The New York Times said on Sunday that the US campaign to ban Huawei overseas is stumbling as its major allies resist.

“Huawei is one of the leaders in the 5G space with substantial influence and significant contributions,” Charlie Dai, principal analyst at American consultancy Forrester, told the Global Times on Tuesday.

According to the latest figures intellectual property tracker IPlytics GmbH published in February, Huawei holds 1,529 5G standard essential patents, ahead of Nokia, which holds 1,397. Samsung has 1,296 and Ericsson holds 812, the analyst noted.

“Technically it is possible to find workarounds regarding Huawei’s technology, but it would be a huge waste of money and not beneficial for the whole ecosystem,” he said.

The game, it would seem, is up. If you want 5G and all that it enables, you will have to work with a Chinese company like Huawei. Indeed, the major tech companies in other parts of the world have already realised this. They have ignored the politically-motivated efforts of a small number of former colonisers and already signed up to work with Huawei.

2018: The Year Apple Products Became Obsolete

Is 2018 the year that the global symbol of U.S. technological innovation became obsolete? Or is it the year when we began to realise a reality that has actually been the case for a while?

Not so long ago, it was a given that Apple products would be manufactured in China, but that the crucial value-adding would take place in the United States’ infamous Silicon Valley. In this way, companies like Apple could maintain a stranglehold on the global supply chain. No matter that it was often Chinese whizz-kids who were actually in Silicon Valley, finding new ways to keep Apple in front and ensuring the final value-adding.

In 2018 a few small but significant shifts took place. Let put this in terms of personal experience. A couple of years ago and against my better instincts, I had accepted a Macbook Air from an employer. I eventually became used to the machine, even with its counter-intuitive and closed structures. It had a good battery and good modem inside and it seemed to work passably well for the first year or so. But it was always a frustrating piece of equipment. After a year or so, its basic clunkiness became more apparent. Despite all the vaunted hype by Apple enthusiasts, I found it no better than other machines I had used earlier.

In late 2017 I was fed up. In Beijing I bought a new Xiami laptop, which had recently been launched. At all levels, it is simple a superior piece of equipment. Xiaomi’s aim is to produce the best possible product at a reasonable price. This one was about half the cost of a Macbook Air. What had happened? I thought. Is this an anomaly? No, the value-adding had all taken place in China.
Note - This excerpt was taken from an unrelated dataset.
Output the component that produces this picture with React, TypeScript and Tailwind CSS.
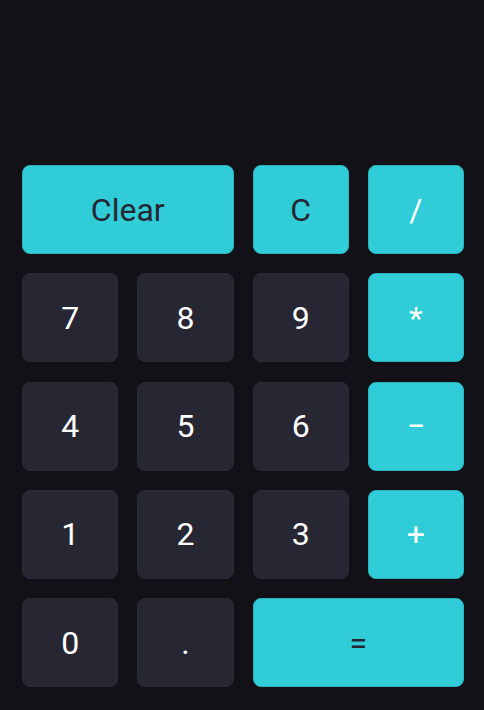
type Key = {
  label: string;
  kind: "num" | "accent" | "op";
  span?: boolean;
};

const keys: Key[] = [
  { label: "Clear", kind: "accent", span: true },
  { label: "C", kind: "accent" },
  { label: "/", kind: "op" },
  { label: "7", kind: "num" },
  { label: "8", kind: "num" },
  { label: "9", kind: "num" },
  { label: "*", kind: "op" },
  { label: "4", kind: "num" },
  { label: "5", kind: "num" },
  { label: "6", kind: "num" },
  { label: "\u2212", kind: "op" },
  { label: "1", kind: "num" },
  { label: "2", kind: "num" },
  { label: "3", kind: "num" },
  { label: "+", kind: "op" },
  { label: "0", kind: "num" },
  { label: ".", kind: "num" },
  { label: "=", kind: "accent", span: true },
];

function CalcKey({ k }: { k: Key }) {
  const base =
    "flex items-center justify-center rounded-lg border text-[32px] font-normal leading-none";
  const tone =
    k.kind === "num"
      ? "bg-[#272733] border-[#2b2b37] text-white"
      : k.kind === "accent"
        ? "bg-[#30cdd9] border-[#2bb3bf] text-[#262633]"
        : "bg-[#30cdd9] border-[#2bb3bf] text-white";
  return (
    <button className={`${base} ${tone} ${k.span ? "col-span-2" : ""}`}>
      {k.label}
    </button>
  );
}

export default function App() {
  return (
    <div
      className="w-[484px] h-[710px] bg-[#121117] flex flex-col"
      style={{ fontFamily: "Roboto, 'Noto Sans', sans-serif" }}
    >
      <div className="h-[165px] shrink-0"></div>
      <div className="grid grid-cols-4 auto-rows-[89px] gap-x-[19px] gap-y-[19.25px] pl-[22px] pr-[20px]">
        {keys.map((k) => (
          <CalcKey key={k.label} k={k} />
        ))}
      </div>
    </div>
  );
}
I could repeat these observations concerning the Xiaomi phones, but perhaps Huawei is a better example. In 2018 Huawei produced the world’s best smart phone, with integrated AI (artificial intelligence) and a ‘killer’ camera developed by Leica. Its global market share surged past Apple, and is now just behind Samsung. In a couple of years, it will become the world’s top-selling smartphone.

Is this a sudden development? Not at all, for the enmeshed socialist market economy of China has been in this path for a number of years. Technological breakthroughs – from high-speed trains, through bridge construction to smart phones and quantum communication – have been actively fostered. For example, for some years now more new patents are registered from Zhongguancun (near where I live in Beijing) than from Silicon Valley. While the former has been attracting more and more global talent, the latter has seen a brain drain.

In this light, the crude efforts – by one or two countries such as the United States and Australia – to suggest that Huawei, for example, is a ‘security risk’ should be seen for what they are: desperate rear-guard actions to try and restore the fortunes of companies like Apple.

The catch is that people know the technology is now increasingly obsolete and yet one is supposed to pay a premium price for such technology.

As someone from India – where Chinese high-tech products are in very high demand – put it: I am sick of the United Stated forcing obsolete technology on the rest of the world at gunpoint.